His special skill is writing. His first novel Dead I May Well Be was published in 2003 and shortlisted for the Ian Fleming Steel Dagger Award for the best thriller of the year. His Sean Duffy novel Police at the Station and They Don't Look Friendly won the 2017 Ned Kelly Award.
As much as he owes to the Duffy series, about a Catholic policeman in the Protestant Royal Ulster Constabulary during The Troubles in the 1980s, McKinty says he much prefers writing standalone novels.
"In a standalone novel you the writer and you the reader have no bloody clue what's going to happen at the very end, everyone could die on the last page, you've no duty to do a sequel, you've no duty to do anything else.
"I've done this in books and it's been Hamlet and the stage is just littered with bodies, sorry guys that's the way the story ends, I can do whatever I want.
"Where in a series everyone knows you're not going to kill the lead, especially when your publishers announce you've just signed a new three book deal or something like that.

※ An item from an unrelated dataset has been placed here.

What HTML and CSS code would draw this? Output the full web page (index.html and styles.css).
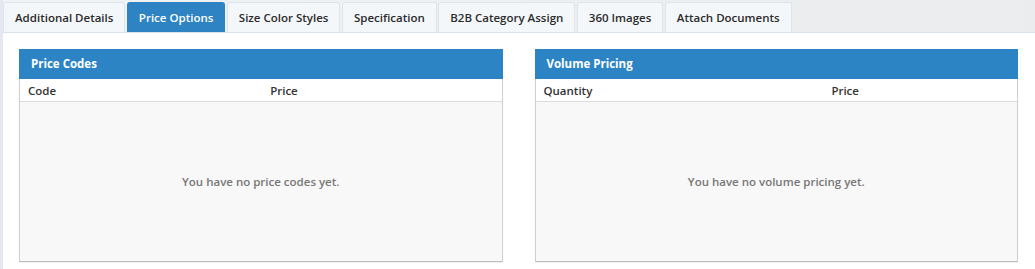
FILE: index.html
```html
<!DOCTYPE html>
<html lang="en">
<head>
    <meta charset="UTF-8">
    <meta name="viewport" content="width=device-width, initial-scale=1.0">
    <title>Price Options</title>
    <link rel="stylesheet" href="styles.css">
</head>
<body>
    <div class="page">
        <ul class="tabs">
            <li class="tab">Additional Details</li>
            <li class="tab active">Price Options</li>
            <li class="tab">Size Color Styles</li>
            <li class="tab">Specification</li>
            <li class="tab">B2B Category Assign</li>
            <li class="tab">360 Images</li>
            <li class="tab">Attach Documents</li>
        </ul>

        <div class="tab-content">
            <div class="panel">
                <div class="panel-heading">Price Codes</div>
                <table class="panel-table">
                    <thead>
                        <tr><th>Code</th><th>Price</th></tr>
                    </thead>
                </table>
                <div class="panel-empty">You have no price codes yet.</div>
            </div>

            <div class="panel">
                <div class="panel-heading">Volume Pricing</div>
                <table class="panel-table">
                    <thead>
                        <tr><th>Quantity</th><th>Price</th></tr>
                    </thead>
                </table>
                <div class="panel-empty">You have no volume pricing yet.</div>
            </div>
        </div>
    </div>
</body>
</html>
```

FILE: styles.css
```css
body {
    margin: 0;
    padding: 0;
    font-family: "Open Sans", Arial, sans-serif;
    font-size: 11.5px;
    color: #333;
    background: #fff;
}

.page {
    border-left: 3px solid #e3e8f1;
    min-height: 269px;
    box-sizing: border-box;
}

.tabs {
    list-style: none;
    margin: 0;
    padding: 2px 0 0 0;
    display: flex;
    gap: 1.5px;
    background: linear-gradient(90deg, #f1f2f4, #ebecee);
    border-bottom: 1px solid #d4e1ee;
}

.tab {
    padding: 0 11px;
    height: 29px;
    line-height: 29px;
    font-weight: 600;
    color: #2b2b2b;
    background: #f4f7fa;
    border: 1px solid #dde4ec;
    border-bottom: none;
    border-radius: 3px 3px 0 0;
    white-space: nowrap;
}

.tab.active {
    background: #2e83c3;
    border-color: #2e83c3;
    color: #fff;
}

.tab-content {
    display: grid;
    grid-template-columns: 1fr 1fr;
    gap: 32px;
    padding: 16px 17px 7px 16px;
}

.panel {
    border: 1px solid #cfcfcf;
    border-bottom-color: #bdbdbd;
    border-top: none;
    background: #f8f8f8;
    box-shadow: 0 1px 1px rgba(0, 0, 0, 0.05);
}

.panel-heading {
    background: #2d84c4;
    color: #fff;
    font-weight: 700;
    height: 30px;
    line-height: 30px;
    padding: 0 12px;
    margin: 0 -1px;
}

.panel-table {
    width: 100%;
    border-collapse: collapse;
    background: #fff;
}

.panel-table th {
    text-align: left;
    font-weight: 600;
    height: 22px;
    padding: 0 8px;
    border-bottom: 1px solid #dcdcdc;
}

.panel-empty {
    height: 159px;
    display: flex;
    align-items: center;
    justify-content: center;
    font-weight: 600;
    color: #777;
}
```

"I tried to kill Duffy off in book three and now I'm on book seven. I had this idea, he hated Margaret Thatcher and we all knew book three was ending at Brighton when the IRA blew up the Conservative Party conference.
"I thought to myself what a wonderful poetic death that would be for Duffy if he saved Thatcher in Brighton and then he's killed in the bombing, even better because he's this Irish guy from Northern Ireland, maybe they even think he's one of the bombers.
"So he dies saving this woman he hates and he's utterly dishonoured and disgraced, there's no more beautiful, poetic, ironic, epic death that I could possibly give this character. It was perfect.
"I was so excited when I wrote the ending, I shipped it off to my editor and she was raging, she said no way we're not doing this.
"I said I'll never be able to kill him again in such a poetic way, and she said tough.
"And now we have Duffy seven and spoiler alert - he doesn't die at the end."
- The Chain, by Adrian McKinty. Hachette Australia, $32.99.